Швейцарский живописец А. Бёклин, ставший выразителем важных тенденций развития немецкого искусства XIX века, еще в 50-е годы создает такие «протосимволистские» картины, как «Пан в камышах». Разумеется, между этим ранним произведением и «Островом мертвых», возникшим в первом варианте в 1880 году и уже воплотившим программу немецкого символизма конца прошлого столетия, есть немалая разница. Но вместе с тем между ними есть и прямая связь.
Что касается английской живописи, то историки не случайно находят символистские черты в произведениях Данте Габриэля Россетти, созданных еще в 50-60-е годы, и других прерафаэлитов. Правда, спорным оказывается вопрос: можно ли прерафаэлитов считать представителями символизма как такового?
Приведем в этой связи довольно длинную цитату из исследования А.Е. Некрасовой, посвященного английскому романтизму. В ней речь идет о самом ярком представителе братства прерафаэлитов — Данте Габриэле Россети:
В последнем посмертном портрете жены (начатом в 1863 году) он изобразил ее в картине, названной им «Beata Beatrix», в виде дантевской Беатриче. Она сидит на балконе флорентийского дворца. За ней, сквозь марево, видны Арно, мост и строения того города, где она жила до своей смерти. Около нее солнечные часы указывают роковую минуту. Закатный свет, льющийся откуда-то сзади, окружает ореолом ее пушистые, медно-золотистые волосы. Голубь приносит ей белый мак — эмблему смерти и невинности. В глубине справа Данте устремил взор на стоящего слева Амура, держащего в руке пламенеющее сердце и как бы зовущего его за собой. Голова Беатриче запрокинута назад, уста полуоткрыты, руки бессильно упали на колени, сквозь закрытые веки она прозревает новый мир. Сам Россетти писал: «Картина является иллюстрацией 'Vita Nuova' и символически воплощает смерть Беатриче так, как она там описывается. Я хотел изобразить не смерть, но передать то подобие транса, в котором Беатриче, сидящая на балконе над городом, внезапно восхищена от земли на небеса...»[110]

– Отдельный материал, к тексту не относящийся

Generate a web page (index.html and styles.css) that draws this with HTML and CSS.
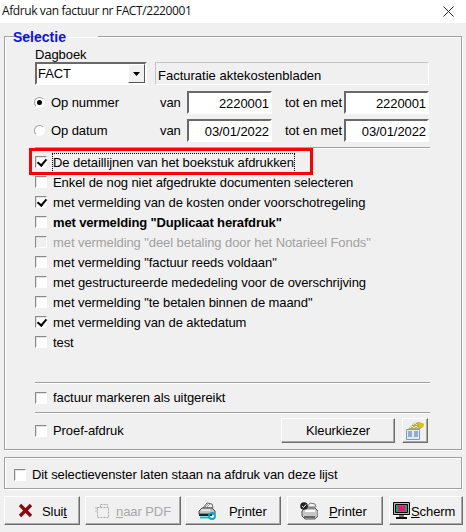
FILE: index.html
```html
<!DOCTYPE html>
<html lang="nl">
<head>
<meta charset="utf-8">
<title>Afdruk van factuur</title>
<link rel="stylesheet" href="styles.css">
</head>
<body>
<header class="titlebar">
  <span class="title">Afdruk van factuur nr FACT/2220001</span>
  <svg class="close" width="11" height="11" viewBox="0 0 11 11"><path d="M.5.5l10 10M10.5.5l-10 10" stroke="#222" fill="none"/></svg>
</header>
<main class="dialog">
  <fieldset class="group selectie">
    <legend class="legend">Selectie</legend>
    <div class="dagboek-label">Dagboek</div>
    <div class="dagboek-row">
      <div class="combo"><span class="combo-value">FACT</span><span class="combo-btn"><svg width="7" height="4" viewBox="0 0 7 4"><path d="M0 0h7L3.5 4z" fill="#000"/></svg></span></div>
      <div class="readonly">Facturatie aktekostenbladen</div>
    </div>
    <div class="range-row">
      <span class="radio on"></span><span class="range-label">Op nummer</span>
      <span class="van">van</span><span class="field">2220001</span>
      <span class="tot">tot en met</span><span class="field">2220001</span>
    </div>
    <div class="range-row second">
      <span class="radio"></span><span class="range-label">Op datum</span>
      <span class="van">van</span><span class="field">03/01/2022</span>
      <span class="tot">tot en met</span><span class="field">03/01/2022</span>
    </div>
    <div class="sep first-sep"></div>
    <div class="checks">
      <div class="check-row focus-row"><span class="box checked"></span><span class="check-text focus-text">De detaillijnen van het boekstuk afdrukken</span><span class="highlight"></span></div>
      <div class="check-row"><span class="box"></span><span class="check-text">Enkel de nog niet afgedrukte documenten selecteren</span></div>
      <div class="check-row"><span class="box checked"></span><span class="check-text">met vermelding van de kosten onder voorschotregeling</span></div>
      <div class="check-row bold"><span class="box"></span><span class="check-text">met vermelding "Duplicaat herafdruk"</span></div>
      <div class="check-row disabled"><span class="box"></span><span class="check-text">met vermelding "deel betaling door het Notarieel Fonds"</span></div>
      <div class="check-row"><span class="box"></span><span class="check-text">met vermelding "factuur reeds voldaan"</span></div>
      <div class="check-row"><span class="box"></span><span class="check-text">met gestructureerde mededeling voor de overschrijving</span></div>
      <div class="check-row"><span class="box"></span><span class="check-text">met vermelding "te betalen binnen de maand"</span></div>
      <div class="check-row"><span class="box checked"></span><span class="check-text">met vermelding van de aktedatum</span></div>
      <div class="check-row"><span class="box"></span><span class="check-text">test</span></div>
    </div>
    <div class="sep lower-sep"></div>
    <div class="check-row marker-row"><span class="box"></span><span>factuur markeren als uitgereikt</span></div>
    <div class="sep"></div>
    <div class="proef-row">
      <span class="box"></span><span class="proef-label">Proef-afdruk</span>
      <button class="btn kleur">Kleurkiezer</button>
      <button class="btn tool">
        <svg width="20" height="19" viewBox="0 0 20 19"><path d="M1.500 8.500h13v10h-13z" fill="#dfeaf5" stroke="#7f9db9"/><path d="M3 11h4M3 13h4M3 15h4M9 11h4M9 13h4M9 15h4" stroke="#4a6fa5"/><path d="M3 8l6-6 5-1 5 2-1 3-3 2H5z" fill="#b9a860"/><path d="M5 7l2-2 2 2 2-2 2 2M8 4l2-2 2 2" stroke="#ece6c0" fill="none"/><path d="M13 1l6 2-1 3-4 1z" fill="#d8c400"/></svg>
      </button>
    </div>
  </fieldset>
  <section class="group keep">
    <span class="box"></span><span>Dit selectievenster laten staan na afdruk van deze lijst</span>
  </section>
  <footer class="actions">
    <button class="btn act sluit">
      <svg width="15" height="15" viewBox="0 0 15 15"><path d="M2 2l11 11M13 2L2 13" stroke="#8b0a12" stroke-width="3.400" fill="none"/></svg>
      <span class="act-label">Slui<u>t</u></span>
    </button>
    <button class="btn act pdf" disabled>
      <svg width="17" height="17" viewBox="0 0 17 17"><path d="M3.500 5.500h11v10h-11zM6.500 5.500v-3h7v3" fill="none" stroke="#a8a8a8" stroke-dasharray="2 1"/><path d="M1 6h3M1 9h2" stroke="#b5b5b5"/></svg>
      <span class="act-label"><u>n</u>aar PDF</span>
    </button>
    <button class="btn act printer">
      <svg width="18" height="18" viewBox="0 0 18 18"><path d="M5 6l4-5 5 1 1 4z" fill="#f2f2f2" stroke="#666"/><path d="M7 5l3-3M9 5l3-3" stroke="#999"/><path d="M1 9l3-3h10l3 3v3H1z" fill="#c4c4c4" stroke="#444"/><path d="M3 8h9" stroke="#fff"/><path d="M1 12h13v2H1z" fill="#222"/><path d="M2 15.500h9" stroke="#0cc" stroke-width="2"/><circle cx="14" cy="14" r="3" fill="none" stroke="#06a9c4" stroke-width="1.800"/></svg>
      <span class="act-label">P<u>r</u>inter</span>
    </button>
    <button class="btn act printer two">
      <svg width="18" height="18" viewBox="0 0 18 18"><path d="M7 5l3-4 5 1 1 3z" fill="#f2f2f2" stroke="#777"/><path d="M2 9l3-3h10l3 3v5l-3 3H5l-3-3z" fill="#c6c6c6" stroke="#555"/><path d="M5 9h10" stroke="#fff" stroke-width="2"/><path d="M4 14h11v2H4z" fill="#666"/><circle cx="4" cy="4" r="3.800" fill="#222"/><path d="M2 4l1.500 1.500L6 2.500" stroke="#fff" fill="none"/></svg>
      <span class="act-label"><u>P</u>rinter</span>
    </button>
    <button class="btn act scherm">
      <svg width="17" height="18" viewBox="0 0 17 18"><path d="M.5.500h16v12H.5z" fill="#b8b8b8" stroke="#000"/><path d="M2.500 2.500h12v8h-12z" fill="#00b060" stroke="#000"/><path d="M5 4h7v5H5z" fill="#e0187a"/><path d="M6 13h5v2H6z" fill="#777"/><path d="M3 15h11v2H3z" fill="#111"/></svg>
      <span class="act-label"><u>S</u>cherm</span>
    </button>
  </footer>
</main>
</body>
</html>
```
FILE: styles.css
```css
* { box-sizing: border-box; }
html, body { margin: 0; padding: 0; }
body {
  width: 466px;
  height: 532px;
  overflow: hidden;
  background: #f0f0f0;
  color: #000;
  font: 13px/16px "Liberation Sans", Arial, sans-serif;
  letter-spacing: -.08px;
}
.titlebar {
  height: 23px;
  background: #fff;
  display: flex;
  align-items: center;
  justify-content: space-between;
  padding: 0 12px 2px 2px;
}
.title { font: 12px/16px "Open Sans", "Noto Sans", sans-serif; letter-spacing: -.4px; color: #111; }
.close { margin-top: 1px; }
.dialog { padding: 5px 4px 0; }
.group {
  border: 1px solid #a0a0a0;
  box-shadow: inset 1px 1px 0 #fff, 1px 1px 0 #fff;
  margin: 0;
}
.selectie {
  width: 458px;
  height: 422px;
  padding: 3px 0 0 30px;
  min-width: 0;
}
.legend {
  margin-left: 6px;
  position: relative;
  left: -30px;
  top: 1px;
  padding: 0 2px;
  color: #1010f0;
  letter-spacing: 0;
  font: bold 14px/16px "Liberation Sans", Arial, sans-serif;
}
.dagboek-label { height: 15px; }
.dagboek-row { display: flex; gap: 8px; height: 23px; width: 394px; }
.combo {
  width: 112px;
  display: flex;
  justify-content: space-between;
  background: #fff;
  border: 2px solid;
  border-color: #696969 #fff #fff #696969;
  line-height: 19px;
  padding-left: 1px;
}
.combo-btn {
  width: 17px;
  height: 19px;
  background: #f0f0f0;
  border: 1px solid;
  border-color: #fff #555 #555 #fff;
  display: flex;
  align-items: center;
  justify-content: center;
}
.readonly {
  flex: 1;
  border: 1px solid;
  border-color: #c4c4c4 #fff #fff #c4c4c4;
  padding: 1px 0 0 2px;
  line-height: 23px;
  letter-spacing: 0;
  background: #f0f0f0;
}
.range-row {
  display: flex;
  align-items: center;
  height: 23px;
  width: 394px;
  margin-top: 6px;
}
.range-row.second { margin-top: 5px; }
.radio {
  width: 11px;
  height: 11px;
  border-radius: 50%;
  border: 1px solid #a0a0a0;
  border-right-color: #fff;
  border-bottom-color: #fff;
  background: #fff;
  margin: 0 6px 0 -1px;
  flex: none;
  display: flex;
  align-items: center;
  justify-content: center;
}
.radio.on::after {
  content: "";
  width: 5px;
  height: 5px;
  border-radius: 50%;
  background: #000;
}
.range-label { width: 109px; }
.van { width: 27px; }
.field {
  width: 85px;
  height: 23px;
  background: #fff;
  border: 2px solid;
  border-color: #696969 #fff #fff #696969;
  text-align: right;
  padding-right: 1px;
  line-height: 21px;
  flex: none;
}
.tot { width: 72px; padding-left: 13px; white-space: nowrap; flex: none; }
.sep {
  height: 2px;
  width: 395px;
  background: #a0a0a0;
  border-bottom: 1px solid #fff;
}
.first-sep { margin-top: 5px; }
.checks { margin-top: 3px; }
.check-row {
  display: flex;
  align-items: center;
  height: 20px;
  position: relative;
}
.check-text { margin-top: 2px; }
.box {
  width: 12px;
  height: 12px;
  flex: none;
  margin: 0 6px 0 0;
  background: #fff;
  border: 1px solid;
  border-color: #8a8a8a #fff #fff #8a8a8a;
  box-shadow: inset 1px 1px 0 #e3e3e3;
  position: relative;
}
.box.checked::after {
  content: "";
  position: absolute;
  left: 3px;
  top: 0;
  width: 4px;
  height: 7px;
  border: solid #000;
  border-width: 0 2px 2px 0;
  transform: rotate(40deg);
}
.bold { font-weight: bold; letter-spacing: -.15px; }
.disabled { color: #a0a0a0; }
.disabled .box { background: #f0f0f0; }
.focus-text { outline: 1px dotted #000; padding: 1px 0; }
.highlight {
  position: absolute;
  left: -6px;
  top: -4px;
  width: 284px;
  height: 27px;
  border: 3px solid #f00;
  pointer-events: none;
}
.lower-sep { margin-top: 30px; }
.marker-row { height: 28px; }
.proef-row {
  display: flex;
  align-items: center;
  height: 30px;
  width: 394px;
  margin-top: 1px;
}
.proef-row .box { margin-top: 2px; }
.proef-label { width: 228px; margin-top: 2px; }
.btn {
  background: #f0f0f0;
  border: 1px solid;
  border-color: #fff #6d6d6d #6d6d6d #fff;
  box-shadow: inset -1px -1px 0 #a8a8a8;
  font: inherit;
  letter-spacing: inherit;
  color: #000;
  padding: 0;
  display: flex;
  align-items: center;
  justify-content: center;
}
.kleur { width: 114px; height: 25px; padding-top: 1px; }
.tool { width: 26px; height: 25px; margin-left: 7px; }
.keep {
  display: flex;
  align-items: center;
  width: 458px;
  height: 32px;
  margin-top: 7px;
  padding: 4px 0 0 9px;
}
.keep .box { margin-right: 6px; }
.actions {
  display: flex;
  margin-top: 7px;
  height: 29px;
}
.act { height: 29px; flex: none; justify-content: flex-start; }
.act-label { margin-top: 2px; }
.act u { text-decoration-thickness: 1px; }
.sluit { width: 76px; margin-right: 5px; padding-left: 13px; gap: 9px; }
.pdf { width: 96px; margin-right: 4px; padding-left: 8px; gap: 5px; color: #a8a8a8; }
.printer { width: 96px; margin-right: 6px; padding-left: 12px; gap: 13px; }
.printer.two { gap: 11px; }
.scherm { width: 74px; padding-left: 3px; gap: 1px; }
```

Из этого описания можно сделать вывод скорее об аллегоризме, чем о символизме Россетти. Это, однако, не дает оснований сомневаться в том, что и в английской живописи через весь XIX век тянется романтическая линия, во многих европейских школах прямо перерастающая в символизм и уже в начале столетия дающая его предвестия, ранние спонтанные проявления которого соседствуют рядом с реализмом и импрессионизмом. Не только соседствуют, но и соперничают. Один из исследователей европейского искусства — Алан Баунис назвал символистскую тенденцию в европейской живописи XIX века альтернативной традицией[111]. Иные историки искусства склонны считать эту традицию едва ли не главной. Они ищут свидетельства проникновения творческой концепции символизма в систему реалистического искусства XIX столетия[112]. Не будем, однако, следовать их примеру. Но и тогда, констатируя начало истинного символизма в западноевропейской живописи в 80-е годы, мы должны будем отметить его естественное рождение из позднего романтизма.
Если мы в данном аспекте рассмотрим ситуацию, сложившуюся в России, то обнаружим, что в русской живописи прямая романтическая традиция была разорвана и вместо непрерывной линии на этом пути стоят лишь отдельные фигуры — Н. Ге или А. Куинджи. Символизм, таким образом, возникает на пустом месте, не имея опоры, не обладая возможностью использовать непосредственных предшественников.
Как видим, сравнения кончаются неудачей для русского живописного символизма. Рядом с символизмом западноевропейских стран, рядом с русским литературным он как бы проигрывает, словно распадается.
И вместе с тем это не может унизить русский живописный символизм, не дает нам права оценивать его отрицательно, не видеть его достижений, хотя они и могут показаться неожиданными, неоправданными, необъяснимыми. Но только показаться. Его оправдание — в высоком качестве и глубине искусства Врубеля, Борисова-Мусатова, Павла Кузнецова, Петрова-Водкина. А объяснение их достижений — в уяснении особенностей художественного процесса в России, в традициях прерывистого развития, неожиданно вознесшего русскую культуру на самые высокие точки.
Попробуем в общей форме обрисовать явление символизма в русской живописи, определить круг художников, связанных с этим движением.
Нет сомнения, что у его истоков стоит Врубель, который практически уже в 80-е годы формулирует принципы символического образа в эскизах к росписям Владимирского собора в Киеве, а также в ряде рисунков, где образный смысл раскрывается в момент сопряжения реального и нереального, а реальность является, как говорил теоретик французского символизма Жан Мореас, «лишь отправной точкой»[113]. В 90-е годы Врубель продолжил свои искания и, безусловно, выразил тенденции символизма в русской живописи наиболее последовательно.